I ran back to E and quickly explained that we needed to focus on finding C.T.  We'd find and fix his bike later.  Abandoning E's bike trailside, I dialed his mother while mounting my own bike and explained our suddenly scary predicament in a few seconds.  She said she'd come and see how she could help.  Not really knowing if he could manage, but with no other choice, I told E he would have to run alongside my bike as we looked for C.T.

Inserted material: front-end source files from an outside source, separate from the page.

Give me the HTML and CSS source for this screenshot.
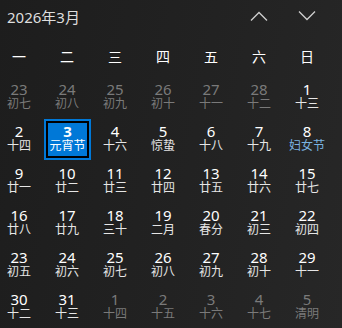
FILE: index.html
```html
<!DOCTYPE html>
<html lang="zh-CN">
<head>
    <meta charset="utf-8"/>
    <title>日历</title>
    <link rel="stylesheet" href="styles.css">
</head>
<body>
    <div class="calendar">
        <div class="cal-header">
            <span class="month-title">2026年3月</span>
            <div class="nav">
                <button class="nav-btn" title="上个月">
                    <svg width="18" height="10" viewBox="0 0 18 10"><path d="M1 9.5 L9 1.5 L17 9.5" fill="none" stroke="#cfcfcf" stroke-width="1.3"/></svg>
                </button>
                <button class="nav-btn" title="下个月">
                    <svg width="18" height="10" viewBox="0 0 18 10"><path d="M1 0.5 L9 8.5 L17 0.5" fill="none" stroke="#cfcfcf" stroke-width="1.3"/></svg>
                </button>
            </div>
        </div>

        <div class="weekdays">
            <span>一</span><span>二</span><span>三</span><span>四</span><span>五</span><span>六</span><span>日</span>
        </div>

        <div class="days">
            <div class="day other"><span class="num">23</span><span class="lunar">初七</span></div>
            <div class="day other"><span class="num">24</span><span class="lunar">初八</span></div>
            <div class="day other"><span class="num">25</span><span class="lunar">初九</span></div>
            <div class="day other"><span class="num">26</span><span class="lunar">初十</span></div>
            <div class="day other"><span class="num">27</span><span class="lunar">十一</span></div>
            <div class="day other"><span class="num">28</span><span class="lunar">十二</span></div>
            <div class="day"><span class="num">1</span><span class="lunar">十三</span></div>

            <div class="day"><span class="num">2</span><span class="lunar">十四</span></div>
            <div class="day today"><span class="num">3</span><span class="lunar">元宵节</span></div>
            <div class="day"><span class="num">4</span><span class="lunar">十六</span></div>
            <div class="day"><span class="num">5</span><span class="lunar">惊蛰</span></div>
            <div class="day"><span class="num">6</span><span class="lunar">十八</span></div>
            <div class="day"><span class="num">7</span><span class="lunar">十九</span></div>
            <div class="day"><span class="num">8</span><span class="lunar festival">妇女节</span></div>

            <div class="day"><span class="num">9</span><span class="lunar">廿一</span></div>
            <div class="day"><span class="num">10</span><span class="lunar">廿二</span></div>
            <div class="day"><span class="num">11</span><span class="lunar">廿三</span></div>
            <div class="day"><span class="num">12</span><span class="lunar">廿四</span></div>
            <div class="day"><span class="num">13</span><span class="lunar">廿五</span></div>
            <div class="day"><span class="num">14</span><span class="lunar">廿六</span></div>
            <div class="day"><span class="num">15</span><span class="lunar">廿七</span></div>

            <div class="day"><span class="num">16</span><span class="lunar">廿八</span></div>
            <div class="day"><span class="num">17</span><span class="lunar">廿九</span></div>
            <div class="day"><span class="num">18</span><span class="lunar">三十</span></div>
            <div class="day"><span class="num">19</span><span class="lunar">二月</span></div>
            <div class="day"><span class="num">20</span><span class="lunar">春分</span></div>
            <div class="day"><span class="num">21</span><span class="lunar">初三</span></div>
            <div class="day"><span class="num">22</span><span class="lunar">初四</span></div>

            <div class="day"><span class="num">23</span><span class="lunar">初五</span></div>
            <div class="day"><span class="num">24</span><span class="lunar">初六</span></div>
            <div class="day"><span class="num">25</span><span class="lunar">初七</span></div>
            <div class="day"><span class="num">26</span><span class="lunar">初八</span></div>
            <div class="day"><span class="num">27</span><span class="lunar">初九</span></div>
            <div class="day"><span class="num">28</span><span class="lunar">初十</span></div>
            <div class="day"><span class="num">29</span><span class="lunar">十一</span></div>

            <div class="day"><span class="num">30</span><span class="lunar">十二</span></div>
            <div class="day"><span class="num">31</span><span class="lunar">十三</span></div>
            <div class="day other"><span class="num">1</span><span class="lunar">十四</span></div>
            <div class="day other"><span class="num">2</span><span class="lunar">十五</span></div>
            <div class="day other"><span class="num">3</span><span class="lunar">十六</span></div>
            <div class="day other"><span class="num">4</span><span class="lunar">十七</span></div>
            <div class="day other"><span class="num">5</span><span class="lunar">清明</span></div>
        </div>
    </div>
</body>
</html>
```

FILE: styles.css
```css
html, body {
    margin: 0;
    padding: 0;
}

body {
    font-family: 'Noto Sans', 'Noto Sans CJK SC', sans-serif;
    background: linear-gradient(100deg, #1d1d1d 0%, #222 55%, #272727 100%);
    color: #ffffff;
    width: 342px;
    height: 328px;
    overflow: hidden;
}

.calendar {
    width: 342px;
}

.cal-header {
    height: 36px;
    display: flex;
    align-items: center;
    justify-content: space-between;
    padding-left: 7px;
}

.month-title {
    font-size: 15px;
    color: #dedede;
    line-height: 20px;
    margin-top: -2px;
}

.nav {
    display: flex;
    margin-right: 11px;
    margin-top: -4px;
}

.nav-btn {
    width: 48px;
    height: 30px;
    padding: 0;
    border: none;
    background: none;
    display: flex;
    align-items: center;
    justify-content: center;
}

.weekdays {
    display: grid;
    grid-template-columns: repeat(7, 48px);
    height: 40px;
    align-items: center;
    margin-left: -5px;
    font-family: 'Noto Sans CJK SC', sans-serif;
    font-size: 14px;
    color: #ffffff;
}

.weekdays span {
    text-align: center;
}

.days {
    display: grid;
    grid-template-columns: repeat(7, 48px);
    grid-auto-rows: 42px;
    margin-left: -5px;
}

.day {
    display: flex;
    flex-direction: column;
    align-items: center;
    padding-top: 6px;
    box-sizing: border-box;
}

.num {
    font-size: 15px;
    line-height: 14px;
}

.lunar {
    font-family: 'Noto Sans CJK SC', sans-serif;
    font-size: 12px;
    line-height: 13px;
    color: #e6e6e6;
}

.other .num,
.other .lunar {
    color: #7a7a7a;
}

.festival {
    color: #7ab3e0;
}

.today {
    margin: 1px 0 0 1px;
    padding-top: 3px;
    background-color: #0078d7;
    border: 2px solid #0078d7;
    box-shadow: inset 0 0 0 2px #000;
}

.today .num {
    font-weight: bold;
}

.today .lunar {
    color: #ffffff;
}
```
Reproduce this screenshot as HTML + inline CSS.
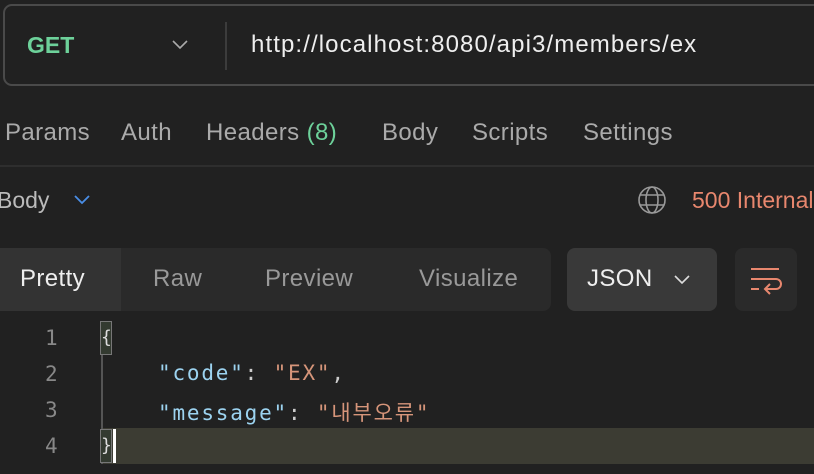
<!DOCTYPE html>
<html><head><meta charset="utf-8"><style>
body{margin:0;width:814px;height:474px;background:#212121;overflow:hidden;position:relative;font-family:"Liberation Sans","Noto Sans CJK KR",sans-serif;}
.a{position:absolute;white-space:nowrap;}
.t{font-size:24px;letter-spacing:0.4px;}
.mono{font-family:"DejaVu Sans Mono","Noto Sans CJK KR",monospace;font-size:21px;letter-spacing:1.8px;}
</style></head><body>
<div class="a" style="left:3px;top:4px;width:830px;height:82px;border:2px solid #4a4a4a;border-radius:9px;box-sizing:border-box"></div>
<div class="a" style="left:27px;top:32px;font-size:23px;color:#6dd19a;font-weight:bold">GET</div>
<svg class="a" style="left:171px;top:39px" width="18" height="12"><path d="M2 2 L9 9 L16 2" stroke="#aaa" stroke-width="1.6" fill="none"/></svg>
<div class="a" style="left:225px;top:22px;width:2px;height:48px;background:#3c3c3c"></div>
<div class="a t" style="left:251px;top:31px;color:#eee;letter-spacing:1.1px">http://localhost:8080/api3/members/ex</div>
<div class="a t" style="top:119px;left:5px;color:#aaa">Params</div>
<div class="a t" style="top:119px;left:121px;color:#aaa">Auth</div>
<div class="a t" style="top:119px;left:206px;color:#aaa">Headers <span style="color:#6dd19a">(8)</span></div>
<div class="a t" style="top:119px;left:382px;color:#aaa">Body</div>
<div class="a t" style="top:119px;left:472px;color:#aaa">Scripts</div>
<div class="a t" style="top:119px;left:583px;color:#aaa">Settings</div>
<div class="a" style="top:165px;left:0;width:814px;height:2px;background:#2e2e2e"></div>
<div class="a" style="top:187px;left:-3px;font-size:23px;color:#bbb">Body</div>
<svg class="a" style="left:73px;top:194px" width="18" height="12"><path d="M2 2 L9 9 L16 2" stroke="#4a8ee6" stroke-width="1.8" fill="none"/></svg>
<svg class="a" style="left:637px;top:185px" width="30" height="30"><circle cx="15" cy="15" r="13" stroke="#999" stroke-width="1.6" fill="none"/><ellipse cx="15" cy="15" rx="6" ry="13" stroke="#999" stroke-width="1.6" fill="none"/><path d="M3 10H27M3 20H27" stroke="#999" stroke-width="1.6"/></svg>
<div class="a" style="top:187px;left:692px;font-size:23px;color:#e8876e">500 Internal</div>
<div class="a" style="top:248px;left:0;width:551px;height:63px;background:#2a2a2a;border-radius:0 8px 8px 0"></div>
<div class="a" style="top:248px;left:0;width:121px;height:63px;background:#333"></div>
<div class="a t" style="top:265px;left:20px;color:#eee">Pretty</div>
<div class="a t" style="top:265px;left:153px;color:#999">Raw</div>
<div class="a t" style="top:265px;left:265px;color:#999">Preview</div>
<div class="a t" style="top:265px;left:419px;color:#999">Visualize</div>
<div class="a" style="top:248px;left:567px;width:150px;height:63px;background:#393939;border-radius:8px"></div>
<div class="a t" style="top:265px;left:587px;color:#eee">JSON</div>
<svg class="a" style="left:673px;top:274px" width="18" height="12"><path d="M2 2 L9 9 L16 2" stroke="#ddd" stroke-width="1.6" fill="none"/></svg>
<div class="a" style="top:248px;left:735px;width:62px;height:63px;background:#2a2a2a;border-radius:8px"></div>
<svg class="a" style="left:748px;top:265px" width="36" height="32"><path d="M3 4H31M3 14H28a5 5 0 0 1 0 10H18M22 19l-5 5 5 5M3 24H11" stroke="#e8876e" stroke-width="2" fill="none"/></svg>
<div class="a" style="top:428px;left:101px;width:713px;height:36px;background:#3c3c33"></div>
<div class="a" style="top:322px;left:101px;width:2px;height:142px;background:#555"></div>
<div class="a" style="top:321px;left:100px;width:12px;height:34px;border:1.5px solid #777;box-sizing:border-box;background:#333a30"></div>
<div class="a" style="top:429px;left:100px;width:12px;height:34px;border:1.5px solid #777;box-sizing:border-box;background:#333a30"></div>
<div class="a" style="top:429px;left:113px;width:3px;height:34px;background:#fff"></div>
<div class="a mono" style="top:326px;left:45px;color:#888">1</div>
<div class="a mono" style="top:362px;left:45px;color:#888">2</div>
<div class="a mono" style="top:398px;left:45px;color:#888">3</div>
<div class="a mono" style="top:434px;left:45px;color:#888">4</div>
<div class="a mono" style="top:327px;left:101px;color:#ddd;font-size:18px;letter-spacing:0">{</div>
<div class="a mono" style="top:435px;left:101px;color:#ddd;font-size:18px;letter-spacing:0">}</div>
<div class="a mono" style="top:361px;left:158px;color:#9cd3f0">"code"<span style="color:#ccc">: </span><span style="color:#d6957a">"EX"</span><span style="color:#ccc">,</span></div>
<div class="a mono" style="top:397px;left:158px;color:#9cd3f0">"message"<span style="color:#ccc">: </span><span style="color:#d6957a">"내부오류"</span></div>
</body></html>
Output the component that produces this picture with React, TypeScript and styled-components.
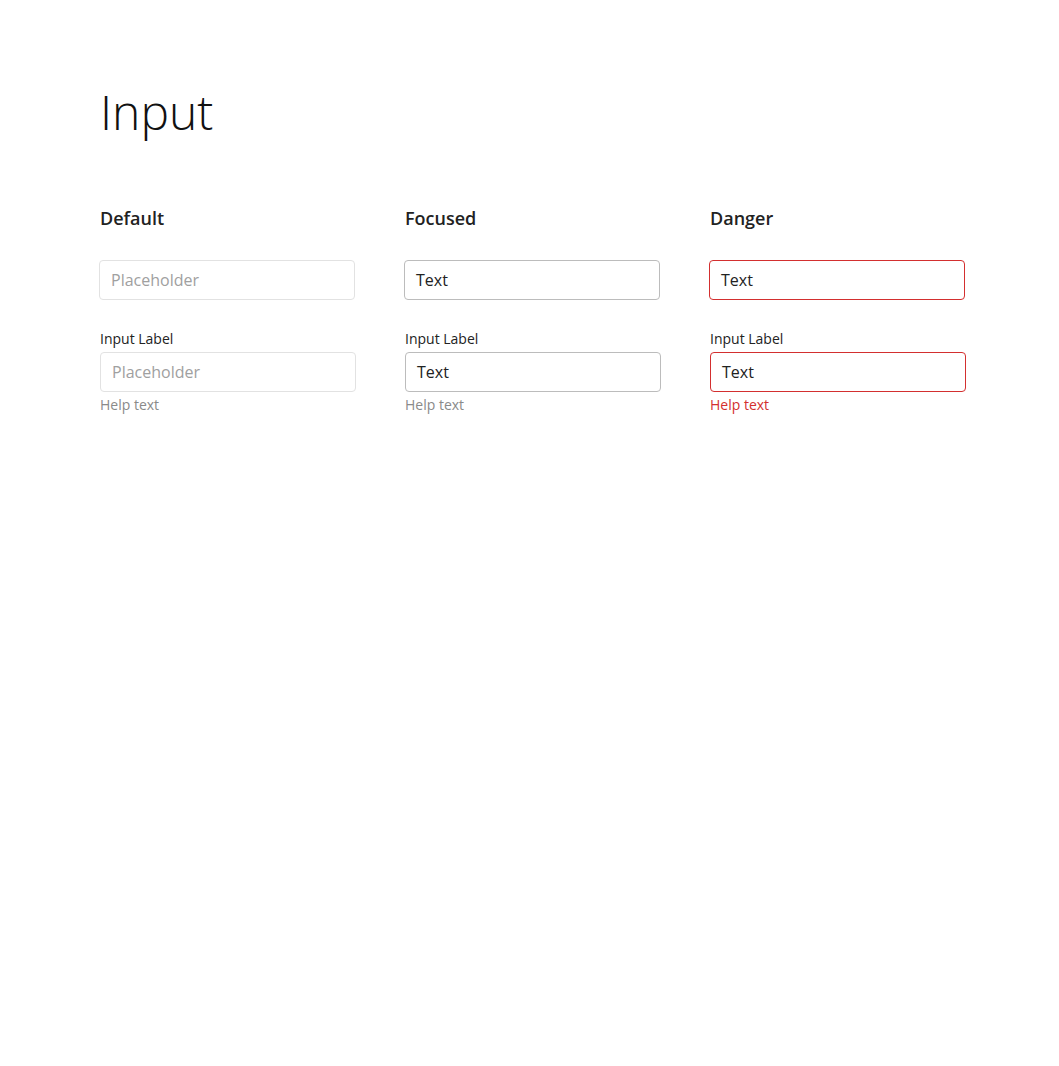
import React from "react";
import styled, { createGlobalStyle, css } from "styled-components";

const Global = createGlobalStyle`
  html, body { margin: 0; padding: 0; background: #fff; }
  body { font-family: "Open Sans", "Noto Sans", sans-serif; color: #222; }
`;

const Page = styled.div`
  padding: 77px 0 0 100px;
`;

const Title = styled.h1`
  margin: 0;
  font-weight: 300;
  font-size: 48px;
  line-height: 70px;
  color: #111;
`;

const Grid = styled.div`
  display: grid;
  grid-template-columns: repeat(3, 256px);
  column-gap: 49px;
  margin-top: 58px;
`;

const Column = styled.div`
  display: flex;
  flex-direction: column;
`;

const Heading = styled.h2`
  margin: 0;
  font-size: 18px;
  font-weight: 600;
  line-height: 26px;
  color: #222;
`;

type Variant = "default" | "focused" | "danger";

const Box = styled.div<{ $variant: Variant; $shift?: boolean }>`
  box-sizing: border-box;
  height: 40px;
  width: 256px;
  border-radius: 4px;
  border: 1px solid #e2e2e2;
  display: flex;
  align-items: center;
  padding: 0 11px;
  font-size: 16px;
  margin-left: ${(p) => (p.$shift ? "-1px" : "0")};
  color: #222;
  ${(p) =>
    p.$variant === "focused" &&
    css`
      border-color: #bcbcbc;
    `}
  ${(p) =>
    p.$variant === "danger" &&
    css`
      border-color: #d32f2f;
    `}
`;

const Placeholder = styled.span`
  color: #a0a0a0;
`;

const Plain = styled.div`
  margin-top: 29px;
`;

const Field = styled.div`
  margin-top: 29px;
  display: flex;
  flex-direction: column;
`;

const Label = styled.label`
  font-size: 14px;
  line-height: 20px;
  color: #222;
  margin-bottom: 3px;
`;

const Help = styled.div<{ $danger?: boolean }>`
  font-size: 14px;
  line-height: 20px;
  margin-top: 3px;
  color: ${(p) => (p.$danger ? "#d32f2f" : "#8a8a8a")};
`;

const cols: { title: string; variant: Variant }[] = [
  { title: "Default", variant: "default" },
  { title: "Focused", variant: "focused" },
  { title: "Danger", variant: "danger" },
];

function Content({ variant }: { variant: Variant }) {
  return variant === "default" ? <Placeholder>Placeholder</Placeholder> : <>Text</>;
}

export default function App() {
  return (
    <Page>
      <Global />
      <Title>Input</Title>
      <Grid>
        {cols.map((c) => (
          <Column key={c.title}>
            <Heading>{c.title}</Heading>
            <Plain>
              <Box $variant={c.variant} $shift>
                <Content variant={c.variant} />
              </Box>
            </Plain>
            <Field>
              <Label>Input Label</Label>
              <Box $variant={c.variant}>
                <Content variant={c.variant} />
              </Box>
              <Help $danger={c.variant === "danger"}>Help text</Help>
            </Field>
          </Column>
        ))}
      </Grid>
    </Page>
  );
}
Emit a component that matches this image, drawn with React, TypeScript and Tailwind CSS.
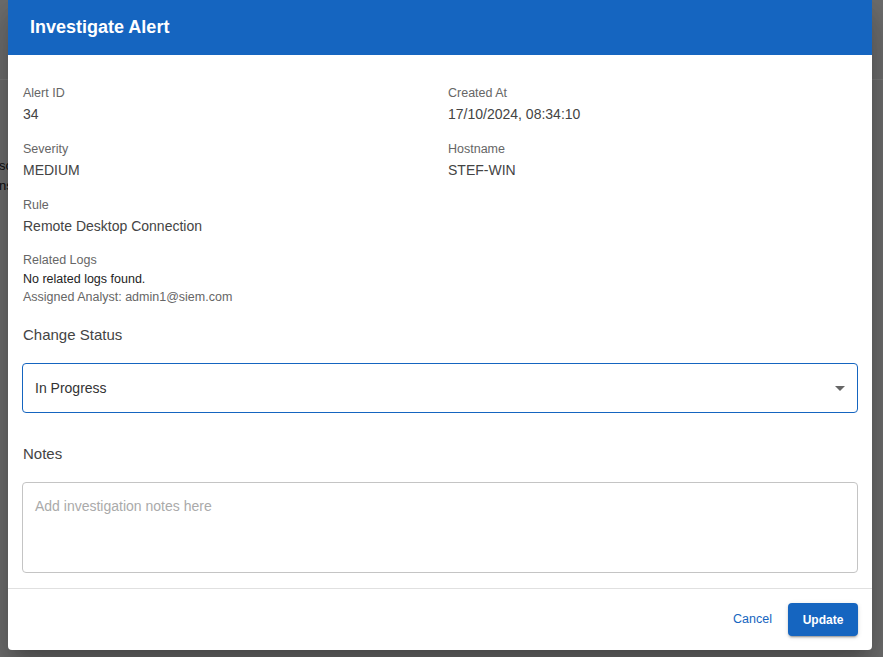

We took off, me darting ahead on my bike, but then slowed by the knowledge that E was on foot.  I lunged forward from my bike, screaming and wailing C.T.'s name over and over again, as I pedaled frantically and E tried to keep up.   

Where are you?
Please come back. 

I imagined C.T. struck by a car, his body laying in the street, at the first intersection he'd have to cross alone.  I imagined someone grabbing him, stealing him, dragging him down to the river, with no parent to protect him.  I thought about how scared he must feel, not knowing where I was.  I started to imagine telling B I had lost C.T., our only surviving child. 

About ten excruciating minutes from the time I first realized C.T. was missing, we found him.  He was pedaling back towards us, about a mile away from where E's bike broke down.  I dropped my bike and we threw our arms around each other, weeping and trembling with fear turned relief.  C.T. was severely shaken and angry with himself for getting lost, for upsetting and scaring his already-broken mother.  My knees in the dirt, head in my hands, I could not stop wailing.       

C.T. hadn't heard me call to him when E broke down.  He'd been distracted, riding, leading the way, when he finally realized we weren't behind him.  Confusion set in and he wondered if maybe we passed him and he hadn't noticed.  He kept pedaling forward, too frozen by fear to turn around.  He broke down into sobs when he explained:    

I had to stop someone and tell them I lost my mom.  I was so scared.  She told me I should turn around and see if I could find you.

My C.T.  He is still so little.  He was with me, in my care.  And then he was gone in an instant.  Right under my nose, he was gone.